• [Stated goal]:
Repeat each entry word for word. Leave any images out of the copy.
** begin Material **
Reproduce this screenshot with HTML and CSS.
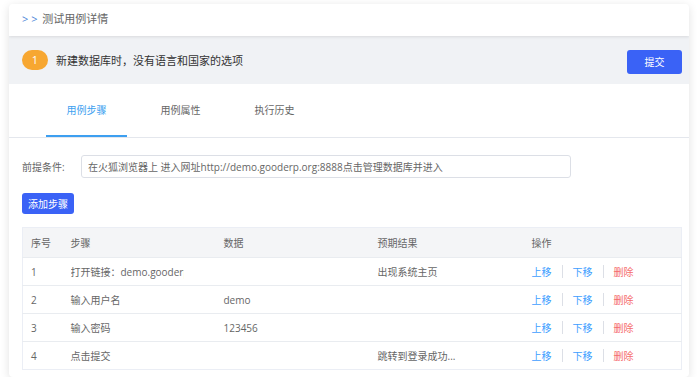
FILE: index.html
```html
<!DOCTYPE html>
<html lang="zh-CN">
<head>
    <meta charset="UTF-8">
    <meta name="viewport" content="width=device-width, initial-scale=1.0">
    <title>测试用例详情</title>
    <link rel="stylesheet" href="styles.css">
</head>
<body>

<div class="card">
    <div class="page-head">
        <span class="arrows">&gt; &gt;</span> 测试用例详情
    </div>

    <div class="case-bar">
        <span class="badge">1</span>
        <span class="case-title">新建数据库时，没有语言和国家的选项</span>
        <button class="btn btn-submit">提交</button>
    </div>

    <div class="tabs">
        <div class="tab active">用例步骤</div>
        <div class="tab">用例属性</div>
        <div class="tab">执行历史</div>
    </div>

    <div class="content">
        <div class="cond-row">
            <label for="cond">前提条件:</label>
            <input type="text" id="cond" value="在火狐浏览器上 进入网址http://demo.gooderp.org:8888点击管理数据库并进入">
        </div>

        <button class="btn btn-add">添加步骤</button>

        <table class="steps">
            <colgroup>
                <col class="c-no">
                <col class="c-step">
                <col class="c-data">
                <col class="c-expect">
                <col class="c-op">
            </colgroup>
            <thead>
                <tr>
                    <th>序号</th>
                    <th>步骤</th>
                    <th>数据</th>
                    <th>预期结果</th>
                    <th>操作</th>
                </tr>
            </thead>
            <tbody>
                <tr>
                    <td>1</td>
                    <td><span class="clip">打开链接：demo.gooderp.org</span></td>
                    <td></td>
                    <td>出现系统主页</td>
                    <td><span class="ops"><a class="op">上移</a><i class="sep"></i><a class="op">下移</a><i class="sep"></i><a class="op del">删除</a></span></td>
                </tr>
                <tr>
                    <td>2</td>
                    <td>输入用户名</td>
                    <td>demo</td>
                    <td></td>
                    <td><span class="ops"><a class="op">上移</a><i class="sep"></i><a class="op">下移</a><i class="sep"></i><a class="op del">删除</a></span></td>
                </tr>
                <tr>
                    <td>3</td>
                    <td>输入密码</td>
                    <td>123456</td>
                    <td></td>
                    <td><span class="ops"><a class="op">上移</a><i class="sep"></i><a class="op">下移</a><i class="sep"></i><a class="op del">删除</a></span></td>
                </tr>
                <tr>
                    <td>4</td>
                    <td>点击提交</td>
                    <td></td>
                    <td>跳转到登录成功...</td>
                    <td><span class="ops"><a class="op">上移</a><i class="sep"></i><a class="op">下移</a><i class="sep"></i><a class="op del">删除</a></span></td>
                </tr>
            </tbody>
        </table>
    </div>
</div>

</body>
</html>
```

FILE: styles.css
```css
body {
    margin: 0;
    padding: 4px 0 0 9px;
    background: #fff;
    font-family: "Open Sans", "Noto Sans CJK SC", sans-serif;
    color: #666;
}

.card {
    width: 680px;
    background: #fff;
    border-radius: 4px;
    box-shadow: 0 2px 10px rgba(0,0,0,0.12);
    overflow: hidden;
}

.page-head {
    height: 32px;
    line-height: 30px;
    padding-left: 13px;
    font-size: 11px;
    color: #666;
    box-shadow: 0 1px 3px rgba(0,0,0,0.1);
    position: relative;
}

.arrows {
    color: #4a86d8;
    margin-right: 2px;
}

.case-bar {
    height: 48px;
    background: #f0f2f5;
    display: flex;
    align-items: center;
    padding: 0 7px 0 13px;
}

.badge {
    width: 26px;
    height: 20px;
    line-height: 20px;
    border-radius: 10px;
    background: #f7a731;
    color: #fff;
    font-size: 11px;
    text-align: center;
    margin-top: -1px;
}

.case-title {
    margin-left: 8px;
    font-size: 11px;
    color: #333;
    flex: 1;
    margin-top: -1px;
}

.btn {
    background-color: #3a62f6;
    color: #fff;
    border: none;
    border-radius: 3px;
    font-family: inherit;
    font-size: 10px;
    padding: 0;
    cursor: pointer;
}

.btn-submit {
    width: 55px;
    height: 24px;
    margin-top: 3px;
}

.tabs {
    display: flex;
    height: 53px;
    padding-left: 37px;
    border-bottom: 1px solid #e4e7ed;
}

.tab {
    width: 81px;
    margin-right: 13px;
    text-align: center;
    line-height: 53px;
    font-size: 10px;
    color: #666;
    box-sizing: border-box;
}

.tab.active {
    color: #3d9ff0;
    border-bottom: 2px solid #3d9ff0;
    line-height: 53px;
    height: 53px;
}

.content {
    padding: 17px 7px 7px 13px;
}

.cond-row {
    display: flex;
    align-items: center;
}

.cond-row label {
    font-size: 10px;
    color: #666;
    width: 59px;
}

.cond-row input {
    width: 490px;
    height: 23px;
    box-sizing: border-box;
    border: 1px solid #dcdfe6;
    border-radius: 3px;
    padding: 0 6px;
    font-family: inherit;
    font-size: 10px;
    color: #666;
}

.btn-add {
    display: block;
    width: 52px;
    height: 21px;
    margin-top: 15px;
}

.steps {
    margin-top: 13px;
    width: 660px;
    border-collapse: collapse;
    table-layout: fixed;
    border: 1px solid #ebeef5;
    font-size: 10px;
}

.c-no { width: 40px; }
.c-step { width: 153px; }
.c-data { width: 154px; }
.c-expect { width: 154px; }

.steps th {
    background: #f4f5f7;
    height: 29px;
    text-align: left;
    font-weight: normal;
    color: #666;
    padding: 0 8px;
}

.steps td {
    height: 27px;
    padding: 0 8px;
    border-top: 1px solid #e9ecf0;
    color: #666;
    white-space: nowrap;
    overflow: hidden;
}

.clip {
    display: inline-block;
    width: 113px;
    overflow: hidden;
    vertical-align: middle;
}

.ops {
    display: inline-flex;
    align-items: center;
    vertical-align: middle;
}

.op {
    color: #409eff;
    cursor: pointer;
}

.op.del {
    color: #f56c6c;
}

.sep {
    display: inline-block;
    width: 1px;
    height: 13px;
    background: #dcdfe6;
    margin: 0 10px;
}
```
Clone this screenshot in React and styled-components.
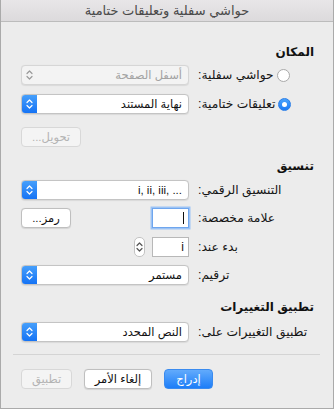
** end Material **
• [Answer below]:
Reproduce this screenshot with HTML and CSS.
FILE: index.html
```html
<!DOCTYPE html>
<html lang="zh-CN">
<head>
    <meta charset="UTF-8">
    <meta name="viewport" content="width=device-width, initial-scale=1.0">
    <title>测试用例详情</title>
    <link rel="stylesheet" href="styles.css">
</head>
<body>

<div class="card">
    <div class="page-head">
        <span class="arrows">&gt; &gt;</span> 测试用例详情
    </div>

    <div class="case-bar">
        <span class="badge">1</span>
        <span class="case-title">新建数据库时，没有语言和国家的选项</span>
        <button class="btn btn-submit">提交</button>
    </div>

    <div class="tabs">
        <div class="tab active">用例步骤</div>
        <div class="tab">用例属性</div>
        <div class="tab">执行历史</div>
    </div>

    <div class="content">
        <div class="cond-row">
            <label for="cond">前提条件:</label>
            <input type="text" id="cond" value="在火狐浏览器上 进入网址http://demo.gooderp.org:8888点击管理数据库并进入">
        </div>

        <button class="btn btn-add">添加步骤</button>

        <table class="steps">
            <colgroup>
                <col class="c-no">
                <col class="c-step">
                <col class="c-data">
                <col class="c-expect">
                <col class="c-op">
            </colgroup>
            <thead>
                <tr>
                    <th>序号</th>
                    <th>步骤</th>
                    <th>数据</th>
                    <th>预期结果</th>
                    <th>操作</th>
                </tr>
            </thead>
            <tbody>
                <tr>
                    <td>1</td>
                    <td><span class="clip">打开链接：demo.gooderp.org</span></td>
                    <td></td>
                    <td>出现系统主页</td>
                    <td><span class="ops"><a class="op">上移</a><i class="sep"></i><a class="op">下移</a><i class="sep"></i><a class="op del">删除</a></span></td>
                </tr>
                <tr>
                    <td>2</td>
                    <td>输入用户名</td>
                    <td>demo</td>
                    <td></td>
                    <td><span class="ops"><a class="op">上移</a><i class="sep"></i><a class="op">下移</a><i class="sep"></i><a class="op del">删除</a></span></td>
                </tr>
                <tr>
                    <td>3</td>
                    <td>输入密码</td>
                    <td>123456</td>
                    <td></td>
                    <td><span class="ops"><a class="op">上移</a><i class="sep"></i><a class="op">下移</a><i class="sep"></i><a class="op del">删除</a></span></td>
                </tr>
                <tr>
                    <td>4</td>
                    <td>点击提交</td>
                    <td></td>
                    <td>跳转到登录成功...</td>
                    <td><span class="ops"><a class="op">上移</a><i class="sep"></i><a class="op">下移</a><i class="sep"></i><a class="op del">删除</a></span></td>
                </tr>
            </tbody>
        </table>
    </div>
</div>

</body>
</html>
```

FILE: styles.css
```css
body {
    margin: 0;
    padding: 4px 0 0 9px;
    background: #fff;
    font-family: "Open Sans", "Noto Sans CJK SC", sans-serif;
    color: #666;
}

.card {
    width: 680px;
    background: #fff;
    border-radius: 4px;
    box-shadow: 0 2px 10px rgba(0,0,0,0.12);
    overflow: hidden;
}

.page-head {
    height: 32px;
    line-height: 30px;
    padding-left: 13px;
    font-size: 11px;
    color: #666;
    box-shadow: 0 1px 3px rgba(0,0,0,0.1);
    position: relative;
}

.arrows {
    color: #4a86d8;
    margin-right: 2px;
}

.case-bar {
    height: 48px;
    background: #f0f2f5;
    display: flex;
    align-items: center;
    padding: 0 7px 0 13px;
}

.badge {
    width: 26px;
    height: 20px;
    line-height: 20px;
    border-radius: 10px;
    background: #f7a731;
    color: #fff;
    font-size: 11px;
    text-align: center;
    margin-top: -1px;
}

.case-title {
    margin-left: 8px;
    font-size: 11px;
    color: #333;
    flex: 1;
    margin-top: -1px;
}

.btn {
    background-color: #3a62f6;
    color: #fff;
    border: none;
    border-radius: 3px;
    font-family: inherit;
    font-size: 10px;
    padding: 0;
    cursor: pointer;
}

.btn-submit {
    width: 55px;
    height: 24px;
    margin-top: 3px;
}

.tabs {
    display: flex;
    height: 53px;
    padding-left: 37px;
    border-bottom: 1px solid #e4e7ed;
}

.tab {
    width: 81px;
    margin-right: 13px;
    text-align: center;
    line-height: 53px;
    font-size: 10px;
    color: #666;
    box-sizing: border-box;
}

.tab.active {
    color: #3d9ff0;
    border-bottom: 2px solid #3d9ff0;
    line-height: 53px;
    height: 53px;
}

.content {
    padding: 17px 7px 7px 13px;
}

.cond-row {
    display: flex;
    align-items: center;
}

.cond-row label {
    font-size: 10px;
    color: #666;
    width: 59px;
}

.cond-row input {
    width: 490px;
    height: 23px;
    box-sizing: border-box;
    border: 1px solid #dcdfe6;
    border-radius: 3px;
    padding: 0 6px;
    font-family: inherit;
    font-size: 10px;
    color: #666;
}

.btn-add {
    display: block;
    width: 52px;
    height: 21px;
    margin-top: 15px;
}

.steps {
    margin-top: 13px;
    width: 660px;
    border-collapse: collapse;
    table-layout: fixed;
    border: 1px solid #ebeef5;
    font-size: 10px;
}

.c-no { width: 40px; }
.c-step { width: 153px; }
.c-data { width: 154px; }
.c-expect { width: 154px; }

.steps th {
    background: #f4f5f7;
    height: 29px;
    text-align: left;
    font-weight: normal;
    color: #666;
    padding: 0 8px;
}

.steps td {
    height: 27px;
    padding: 0 8px;
    border-top: 1px solid #e9ecf0;
    color: #666;
    white-space: nowrap;
    overflow: hidden;
}

.clip {
    display: inline-block;
    width: 113px;
    overflow: hidden;
    vertical-align: middle;
}

.ops {
    display: inline-flex;
    align-items: center;
    vertical-align: middle;
}

.op {
    color: #409eff;
    cursor: pointer;
}

.op.del {
    color: #f56c6c;
}

.sep {
    display: inline-block;
    width: 1px;
    height: 13px;
    background: #dcdfe6;
    margin: 0 10px;
}
```
Clone this screenshot in React and styled-components.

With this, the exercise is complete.